Christina: What’s your favorite flavor potato chip?
Tessa: For my money, there is no better potato chip flavor than nacho cheese Doritos. Cool Ranch on a rare occasion. My relatives in Ireland eat the most insane flavors of potato chips and I cannot get on board. Oxtail, cheese and onion. They are so passionate about cheese and onion potato chips, to an almost religious degree and I think they secretly hate me more every time I turn it down. Bring me Doritos or bring me death.

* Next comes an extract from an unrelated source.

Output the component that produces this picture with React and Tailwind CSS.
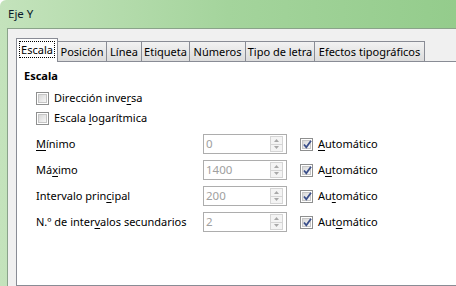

Christina: LOL! I’m also a fan of Nacho Cheese and Cool Ranch Doritos. But I’ve got to say Cheddar and Sour Cream Lays tops those for me. Tops them, I tell you! If you put the bag in front of me, you will never get it back. So, I guess I do kind of identify with your relatives, Tessa (er, minus the onions). Maybe I should go visit them, yes? We can sit and visit and eat lots of chips (and drink some Guinness?).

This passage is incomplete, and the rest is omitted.